Oyalananın, dikkatini hakikatten, hayal ve beklenti âlemine salan bir güdü; yöneten ve yönetilenlerin olduğu bütün zamanların en güçlü silahı.
Sahibin hakimiyet alanı..
Antik tiyatrolar, arenalar, spor saha ve salonları boşuna mı yapıldı sanıyorsunuz?
Oynatan için, oyunun kazanç hanesi tekli değil deriz ya oyun içinde oyun diye…
Günümüzün kitlesel hastalığı, oyunun büyüğüne futbola bir göz atalım mesela…
Belirli kuralları olan, basit bir oyundur futbol…
Nedense her müsabaka sonunda; bir taraf, kuralların adil uygulanmadığını iddia ederek isyan eder. Hak aramak için çırpınır. Tuzağa yakalanan av gibi çırpındıkça daha çok acı çeker. Zarar katmerleşerek büyür.

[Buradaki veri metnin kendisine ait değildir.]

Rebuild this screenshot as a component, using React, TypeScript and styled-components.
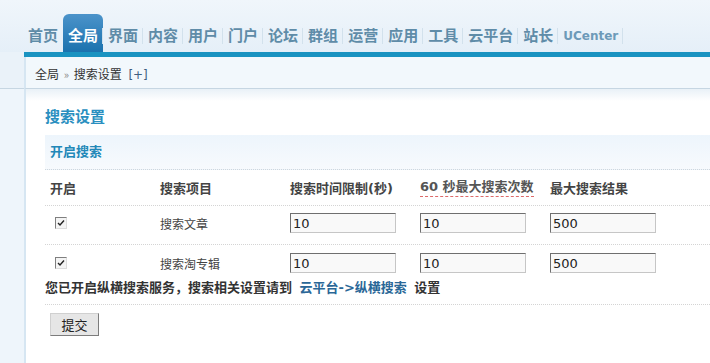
import React from 'react';
import styled, { createGlobalStyle } from 'styled-components';

const GlobalStyle = createGlobalStyle`
  html, body {
    margin: 0;
    padding: 0;
    background: #fff;
  }
  body {
    font-family: 'DejaVu Sans', 'Noto Sans CJK SC', sans-serif;
    font-size: 12px;
    color: #333;
    overflow: hidden;
  }
`;

const navItems = ['首页', '全局', '界面', '内容', '用户', '门户', '论坛', '群组', '运营', '应用', '工具', '云平台', '站长', 'UCenter'];

const rows = [
  { name: '搜索文章', time: '10', count: '10', max: '500' },
  { name: '搜索淘专辑', time: '10', count: '10', max: '500' },
];

export default function App() {
  return (
    <>
      <GlobalStyle />
      <Page>
        <Header>
          <Nav>
            {navItems.map((item, i) => (
              <NavItem
                key={item}
                $active={item === '全局'}
                $noSep={i === 0 || item === '全局'}
                $latin={item === 'UCenter'}
              >
                {item}
              </NavItem>
            ))}
          </Nav>
        </Header>
        <Frame>
          <Side>
            <SideTop />
          </Side>
          <Main>
            <BlueBar />
            <Crumbs>
              全局 <Raquo>»</Raquo> 搜索设置 <Plus>[+]</Plus>
            </Crumbs>
            <Content>
              <Title>搜索设置</Title>
              <SectionHead>开启搜索</SectionHead>
              <Row $head>
                <Cell>开启</Cell>
                <Cell>搜索项目</Cell>
                <Cell>搜索时间限制(秒)</Cell>
                <Cell>
                  <Hint>60 秒最大搜索次数</Hint>
                </Cell>
                <Cell>最大搜索结果</Cell>
              </Row>
              {rows.map((r, i) => (
                <Row key={r.name} $last={i === rows.length - 1}>
                  <Cell>
                    <Check>
                      <svg width="8" height="8" viewBox="0 0 8 8">
                        <path d="M1 4 L3 6 L7 1.5" fill="none" stroke="#222" strokeWidth="1.4" />
                      </svg>
                    </Check>
                  </Cell>
                  <Cell $plain>{r.name}</Cell>
                  <Cell><Input defaultValue={r.time} /></Cell>
                  <Cell><Input defaultValue={r.count} /></Cell>
                  <Cell><Input defaultValue={r.max} /></Cell>
                </Row>
              ))}
              <Notice>
                您已开启纵横搜索服务，搜索相关设置请到 <NoticeLink href="#">云平台-&gt;纵横搜索</NoticeLink> 设置
              </Notice>
              <Submit type="button">提交</Submit>
            </Content>
          </Main>
        </Frame>
      </Page>
    </>
  );
}

const Page = styled.div`
  width: 710px;
  height: 363px;
  display: flex;
  flex-direction: column;
  background: #fff;
`;

const Header = styled.div`
  height: 52px;
  display: flex;
  align-items: flex-end;
  background: linear-gradient(#f0f6fb, #e5eff8);
`;

const Nav = styled.div`
  display: flex;
  padding-left: 23px;
`;

const NavItem = styled.div<{ $active?: boolean; $noSep?: boolean; $latin?: boolean }>`
  position: relative;
  height: 38px;
  box-sizing: border-box;
  padding: 11px 5px 5px 5px;
  line-height: 22px;
  font-size: ${(p) => (p.$latin ? '12px' : '15px')};
  font-weight: bold;
  color: ${(p) => (p.$active ? '#fff' : p.$latin ? '#6d9ab8' : '#5f8ca8')};
  background: ${(p) => (p.$active ? 'linear-gradient(#4b93ca, #1b72ae)' : 'transparent')};
  border-radius: ${(p) => (p.$active ? '6px 6px 0 0' : '0')};
  &::before {
    content: '';
    display: ${(p) => (p.$noSep ? 'none' : 'block')};
    position: absolute;
    left: -1px;
    top: 14px;
    width: 1px;
    height: 16px;
    background: #d2e1ec;
  }
  &:last-child::after {
    content: '';
    position: absolute;
    right: 0;
    top: 14px;
    width: 1px;
    height: 16px;
    background: #d2e1ec;
  }
`;

const Frame = styled.div`
  flex: 1;
  display: flex;
  min-height: 0;
`;

const Side = styled.div`
  width: 24px;
  background: #eef5fb;
`;

const SideTop = styled.div`
  height: 36px;
  border-bottom: 1px solid #c6d6e2;
  background: #eaf2f9;
`;

const Main = styled.div`
  flex: 1;
  display: flex;
  flex-direction: column;
  min-width: 0;
`;

const BlueBar = styled.div`
  height: 5px;
  background: #1a93c1;
`;

const Crumbs = styled.div`
  height: 28px;
  line-height: 28px;
  padding: 3px 0 0 9px;
  border-left: 2px solid #d6e6f2;
  border-bottom: 1px solid #c6d6e2;
  background: #f2f8fc;
  font-family: 'Noto Sans CJK SC', sans-serif;
  font-size: 12px;
  color: #333;
`;

const Raquo = styled.span`
  color: #888;
  font-size: 11px;
  margin: 0 2px;
`;

const Plus = styled.span`
  color: #3d5f80;
  margin-left: 4px;
  font-family: 'DejaVu Sans', sans-serif;
  font-size: 12px;
`;

const Content = styled.div`
  flex: 1;
  border-left: 2px solid #d6e6f2;
  padding-left: 19px;
  background: linear-gradient(#e9f1f7, #fff 12px);
  overflow: hidden;
`;

const Title = styled.div`
  margin-top: 18px;
  height: 20px;
  line-height: 20px;
  margin-bottom: 8px;
  font-size: 15px;
  font-weight: bold;
  color: #2a8fc0;
`;

const SectionHead = styled.div`
  height: 34px;
  line-height: 34px;
  padding-left: 5px;
  background: linear-gradient(#edf5fc, #f7fafd);
  border-bottom: 1px dotted #cfd6dc;
  font-size: 13px;
  font-weight: bold;
  color: #2288b8;
`;

const Row = styled.div<{ $head?: boolean; $last?: boolean }>`
  display: grid;
  grid-template-columns: 110px 130px 130px 130px 1fr;
  align-items: ${(p) => (p.$head ? 'center' : 'start')};
  height: ${(p) => (p.$head ? '35px' : p.$last ? '23px' : '31px')};
  padding: ${(p) => (p.$head ? '0 0 0 5px' : p.$last ? '8px 0 0 5px' : '7px 0 0 5px')};
  border-bottom: ${(p) => (p.$last ? 'none' : '1px dotted #d4d4d4')};
  font-size: 13px;
  font-weight: ${(p) => (p.$head ? 'bold' : 'normal')};
  color: #444;
`;

const Cell = styled.div<{ $plain?: boolean }>`
  display: flex;
  align-items: center;
  min-height: 20px;
  font-size: ${(p) => (p.$plain ? '12px' : 'inherit')};
  color: ${(p) => (p.$plain ? '#444' : 'inherit')};
`;

const Hint = styled.span`
  color: #555;
  border-bottom: 1px dashed #dd6a6a;
  line-height: 18px;
`;

const Check = styled.span`
  display: inline-flex;
  align-items: center;
  justify-content: center;
  width: 12px;
  height: 12px;
  box-sizing: border-box;
  margin-left: 5px;
  border: 1px solid;
  border-color: #7f7f7f #dcdcdc #dcdcdc #7f7f7f;
  background: #f4f4f4;
`;

const Input = styled.input`
  width: 106px;
  height: 20px;
  box-sizing: border-box;
  padding: 0 2px;
  border: 1px solid;
  border-color: #6f6f6f #c6c6c6 #c6c6c6 #6f6f6f;
  background: #f9f9f9;
  font-family: 'DejaVu Sans', sans-serif;
  font-size: 13px;
  color: #222;
  outline: none;
`;

const Notice = styled.div`
  padding: 4px 0 8px;
  line-height: 16px;
  border-bottom: 1px dotted #d4d4d4;
  font-size: 13px;
  font-weight: bold;
  color: #333;
`;

const NoticeLink = styled.a`
  color: #2a6797;
  text-decoration: none;
  margin: 0 3px;
`;

const Submit = styled.button`
  display: block;
  margin: 8px 0 0 5px;
  width: 49px;
  height: 23px;
  padding: 0;
  border: 1px solid;
  border-color: #d0d0d0 #7c7c7c #7c7c7c #d0d0d0;
  background: #e6e6e6;
  font-family: 'Noto Sans CJK SC', sans-serif;
  font-size: 13px;
  color: #222;
`;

Kurumsal her organizasyonda olduğu gibi futbolun da bir patronu var.
Peki, patron ne yapar?
Hiç bir şey!
Sadece kazanır. Bazen para, bazen itibar…
Ama sonuç değiştirilemez.
Çünkü oyunun yazılmamış kuralı bu…
Dikkatli bakarsan; en büyük kumar organizasyonun (Ona da milli şans oyunu diyorlar) sahibi de, futbolun sahibi de, oyalayandır.

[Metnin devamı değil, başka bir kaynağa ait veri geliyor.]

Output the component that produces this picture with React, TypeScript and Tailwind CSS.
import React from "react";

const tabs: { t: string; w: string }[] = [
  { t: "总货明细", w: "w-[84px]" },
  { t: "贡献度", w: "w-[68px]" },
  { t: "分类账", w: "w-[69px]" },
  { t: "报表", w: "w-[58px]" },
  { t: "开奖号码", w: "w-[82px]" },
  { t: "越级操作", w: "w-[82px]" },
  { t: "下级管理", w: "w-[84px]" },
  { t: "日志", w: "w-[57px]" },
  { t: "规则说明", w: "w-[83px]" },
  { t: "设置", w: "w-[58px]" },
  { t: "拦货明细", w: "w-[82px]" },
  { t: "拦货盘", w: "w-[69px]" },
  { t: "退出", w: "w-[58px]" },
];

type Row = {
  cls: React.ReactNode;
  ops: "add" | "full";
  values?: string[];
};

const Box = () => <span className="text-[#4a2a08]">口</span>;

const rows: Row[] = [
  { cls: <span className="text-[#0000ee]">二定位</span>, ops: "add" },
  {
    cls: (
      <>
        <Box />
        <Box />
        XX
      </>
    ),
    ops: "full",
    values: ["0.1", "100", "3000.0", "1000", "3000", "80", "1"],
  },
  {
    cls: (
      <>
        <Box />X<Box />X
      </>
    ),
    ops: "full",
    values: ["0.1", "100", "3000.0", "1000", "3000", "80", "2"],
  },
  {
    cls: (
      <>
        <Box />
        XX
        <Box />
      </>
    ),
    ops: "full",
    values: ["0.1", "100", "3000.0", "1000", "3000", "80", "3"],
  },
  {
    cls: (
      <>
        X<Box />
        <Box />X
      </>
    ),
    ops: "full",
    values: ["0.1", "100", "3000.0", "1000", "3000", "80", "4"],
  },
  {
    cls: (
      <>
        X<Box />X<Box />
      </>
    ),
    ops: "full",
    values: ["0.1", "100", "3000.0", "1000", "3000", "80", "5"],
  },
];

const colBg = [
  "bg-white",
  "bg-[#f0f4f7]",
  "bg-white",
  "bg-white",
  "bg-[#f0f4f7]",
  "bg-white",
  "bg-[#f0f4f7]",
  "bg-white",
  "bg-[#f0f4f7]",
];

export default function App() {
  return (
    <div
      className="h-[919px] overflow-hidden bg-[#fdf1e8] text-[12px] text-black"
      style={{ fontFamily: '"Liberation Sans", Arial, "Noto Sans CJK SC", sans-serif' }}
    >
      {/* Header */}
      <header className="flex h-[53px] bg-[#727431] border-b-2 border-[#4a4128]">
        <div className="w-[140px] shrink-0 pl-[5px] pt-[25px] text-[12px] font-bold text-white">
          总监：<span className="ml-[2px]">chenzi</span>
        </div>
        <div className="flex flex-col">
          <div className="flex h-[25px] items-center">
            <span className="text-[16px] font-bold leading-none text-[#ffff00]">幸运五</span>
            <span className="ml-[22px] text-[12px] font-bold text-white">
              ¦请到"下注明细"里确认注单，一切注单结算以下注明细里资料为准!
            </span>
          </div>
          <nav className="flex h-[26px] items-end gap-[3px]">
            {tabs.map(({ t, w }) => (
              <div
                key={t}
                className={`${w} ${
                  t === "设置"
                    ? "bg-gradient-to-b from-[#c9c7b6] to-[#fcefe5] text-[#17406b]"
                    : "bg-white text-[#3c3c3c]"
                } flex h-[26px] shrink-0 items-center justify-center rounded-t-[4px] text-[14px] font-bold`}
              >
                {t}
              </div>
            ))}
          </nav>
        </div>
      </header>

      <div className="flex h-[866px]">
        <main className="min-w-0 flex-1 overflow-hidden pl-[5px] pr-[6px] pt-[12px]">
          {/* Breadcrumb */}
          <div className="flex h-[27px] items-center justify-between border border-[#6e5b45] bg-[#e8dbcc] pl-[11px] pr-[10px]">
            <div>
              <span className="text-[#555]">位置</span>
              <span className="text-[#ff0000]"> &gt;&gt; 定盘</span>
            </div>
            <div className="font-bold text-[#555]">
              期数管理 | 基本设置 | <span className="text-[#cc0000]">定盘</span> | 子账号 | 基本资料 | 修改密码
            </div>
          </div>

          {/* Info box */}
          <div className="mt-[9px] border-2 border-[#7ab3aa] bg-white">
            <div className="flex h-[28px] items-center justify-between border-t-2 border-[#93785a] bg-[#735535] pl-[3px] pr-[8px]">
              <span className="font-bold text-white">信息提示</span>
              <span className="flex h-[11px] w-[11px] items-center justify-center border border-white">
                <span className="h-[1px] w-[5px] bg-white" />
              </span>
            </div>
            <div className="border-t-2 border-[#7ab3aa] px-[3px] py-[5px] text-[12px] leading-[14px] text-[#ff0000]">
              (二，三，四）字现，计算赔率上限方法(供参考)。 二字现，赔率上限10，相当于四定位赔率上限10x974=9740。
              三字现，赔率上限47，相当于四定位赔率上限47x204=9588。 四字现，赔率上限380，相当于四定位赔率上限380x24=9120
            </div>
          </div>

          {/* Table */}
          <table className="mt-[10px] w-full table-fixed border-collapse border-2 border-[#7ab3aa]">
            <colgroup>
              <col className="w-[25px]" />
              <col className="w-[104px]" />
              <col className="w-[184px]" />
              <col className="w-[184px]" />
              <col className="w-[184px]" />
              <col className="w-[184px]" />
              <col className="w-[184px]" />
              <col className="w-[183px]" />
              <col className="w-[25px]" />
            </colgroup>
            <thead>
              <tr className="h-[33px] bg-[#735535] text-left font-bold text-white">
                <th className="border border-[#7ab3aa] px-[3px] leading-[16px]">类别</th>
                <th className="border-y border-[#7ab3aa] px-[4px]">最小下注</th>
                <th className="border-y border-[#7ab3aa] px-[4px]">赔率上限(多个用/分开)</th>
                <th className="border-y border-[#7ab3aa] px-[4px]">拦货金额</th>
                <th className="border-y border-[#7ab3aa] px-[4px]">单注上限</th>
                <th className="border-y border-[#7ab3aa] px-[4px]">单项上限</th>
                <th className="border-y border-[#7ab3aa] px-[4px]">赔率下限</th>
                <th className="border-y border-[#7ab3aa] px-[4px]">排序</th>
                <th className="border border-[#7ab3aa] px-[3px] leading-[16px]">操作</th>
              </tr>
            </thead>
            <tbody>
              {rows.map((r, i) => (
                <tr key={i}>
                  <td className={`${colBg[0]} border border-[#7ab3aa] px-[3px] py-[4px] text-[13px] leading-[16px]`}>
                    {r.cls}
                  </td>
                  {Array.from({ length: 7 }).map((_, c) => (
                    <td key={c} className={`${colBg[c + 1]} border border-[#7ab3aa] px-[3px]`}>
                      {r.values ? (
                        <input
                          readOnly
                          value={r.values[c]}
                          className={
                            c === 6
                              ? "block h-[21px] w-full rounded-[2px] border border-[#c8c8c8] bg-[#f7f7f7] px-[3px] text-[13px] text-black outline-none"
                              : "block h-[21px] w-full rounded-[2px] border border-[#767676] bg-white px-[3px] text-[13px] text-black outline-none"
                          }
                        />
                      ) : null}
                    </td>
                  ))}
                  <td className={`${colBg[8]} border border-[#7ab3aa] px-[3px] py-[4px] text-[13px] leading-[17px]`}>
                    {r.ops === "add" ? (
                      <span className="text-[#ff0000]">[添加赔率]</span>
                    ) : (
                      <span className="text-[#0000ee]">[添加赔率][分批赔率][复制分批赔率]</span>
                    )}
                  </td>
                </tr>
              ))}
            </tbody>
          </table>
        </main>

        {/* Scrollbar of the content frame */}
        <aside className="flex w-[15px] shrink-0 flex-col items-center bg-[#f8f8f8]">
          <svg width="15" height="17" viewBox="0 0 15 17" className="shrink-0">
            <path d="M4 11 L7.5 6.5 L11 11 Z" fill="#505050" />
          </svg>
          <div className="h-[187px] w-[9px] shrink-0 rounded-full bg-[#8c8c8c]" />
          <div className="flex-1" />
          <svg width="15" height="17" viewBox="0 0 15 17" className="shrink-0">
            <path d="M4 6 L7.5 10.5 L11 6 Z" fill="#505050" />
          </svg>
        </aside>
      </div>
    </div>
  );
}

Şimdi sorabilirsiniz!. ‘İnsanların dikkatini dağıtmak, düşünce ufuklarını saha sınırlarına hapsetmek istiyorlarsa, neden oyunu daha eğlenceli ve acısız hale getirmiyorlar?’ diye…
Oyun içinde oyun vaaar…
Kazanç içinde kazanç…
Toplum mühendisliği var.
Önce hayal kurduracaklar.
Sonra o hayallerini gözünün içine baka baka çalacaklar.

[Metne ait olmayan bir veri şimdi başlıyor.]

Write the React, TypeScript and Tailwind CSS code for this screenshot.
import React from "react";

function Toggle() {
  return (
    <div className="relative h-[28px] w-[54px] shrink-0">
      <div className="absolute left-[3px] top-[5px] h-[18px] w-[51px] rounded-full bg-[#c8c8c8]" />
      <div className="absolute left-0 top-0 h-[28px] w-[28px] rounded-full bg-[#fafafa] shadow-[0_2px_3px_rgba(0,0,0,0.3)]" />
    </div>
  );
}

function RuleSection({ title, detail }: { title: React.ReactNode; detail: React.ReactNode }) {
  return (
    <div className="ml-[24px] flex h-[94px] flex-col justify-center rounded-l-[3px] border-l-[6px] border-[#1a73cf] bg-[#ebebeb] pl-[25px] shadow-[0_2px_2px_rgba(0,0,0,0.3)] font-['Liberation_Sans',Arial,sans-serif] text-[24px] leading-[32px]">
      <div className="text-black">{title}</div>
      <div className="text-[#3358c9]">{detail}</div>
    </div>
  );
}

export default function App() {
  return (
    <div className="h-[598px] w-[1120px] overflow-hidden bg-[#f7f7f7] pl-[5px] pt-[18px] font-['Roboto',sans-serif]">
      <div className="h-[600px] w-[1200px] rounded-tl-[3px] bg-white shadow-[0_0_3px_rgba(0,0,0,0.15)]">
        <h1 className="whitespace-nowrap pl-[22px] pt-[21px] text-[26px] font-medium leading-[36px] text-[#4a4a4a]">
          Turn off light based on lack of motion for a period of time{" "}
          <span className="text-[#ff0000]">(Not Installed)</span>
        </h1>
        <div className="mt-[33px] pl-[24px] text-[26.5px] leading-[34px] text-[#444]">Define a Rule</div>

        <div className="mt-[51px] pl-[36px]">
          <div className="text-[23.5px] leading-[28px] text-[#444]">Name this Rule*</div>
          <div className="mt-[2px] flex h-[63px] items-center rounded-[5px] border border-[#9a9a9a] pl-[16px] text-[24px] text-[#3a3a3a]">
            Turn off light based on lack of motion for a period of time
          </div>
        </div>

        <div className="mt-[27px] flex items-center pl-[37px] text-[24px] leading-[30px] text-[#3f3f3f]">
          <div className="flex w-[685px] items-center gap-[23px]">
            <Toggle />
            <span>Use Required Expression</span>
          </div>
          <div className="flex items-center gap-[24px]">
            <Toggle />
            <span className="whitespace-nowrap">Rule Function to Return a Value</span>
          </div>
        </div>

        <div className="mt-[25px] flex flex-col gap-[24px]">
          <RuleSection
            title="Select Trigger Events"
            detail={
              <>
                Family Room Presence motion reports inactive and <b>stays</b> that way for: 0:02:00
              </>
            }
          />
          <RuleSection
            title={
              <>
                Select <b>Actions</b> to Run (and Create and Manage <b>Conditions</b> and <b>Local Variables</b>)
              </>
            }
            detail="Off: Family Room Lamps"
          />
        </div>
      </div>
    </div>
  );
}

Sen bir şey yapamayacaksın!
Kabulleneceksin. Yutacaksın, güce teslim olmayı öğreneceksin.
Hep böyle olmuştur…
Antik çağlarda, arenada aslanlara yem edilen zavallı ölürken, bu ölüme alkış tutanların ruhsal hali nasıldı?
Vahşetin zirvesinde eğlenirken seyredene öğretilen neydi?
Biat etmezlerse kendi yollarının da arenadan geçeceğini kafalarının bir yerine yazmışlar mıydı?
Ne yaparsan yap, patron belli…
Ya uyacaksın, ya da uyduracaklar. Üçüncü bir seçenek sunulmamış.
Belki de var. Arenadaki aslana diklenecek cesaretin varsa.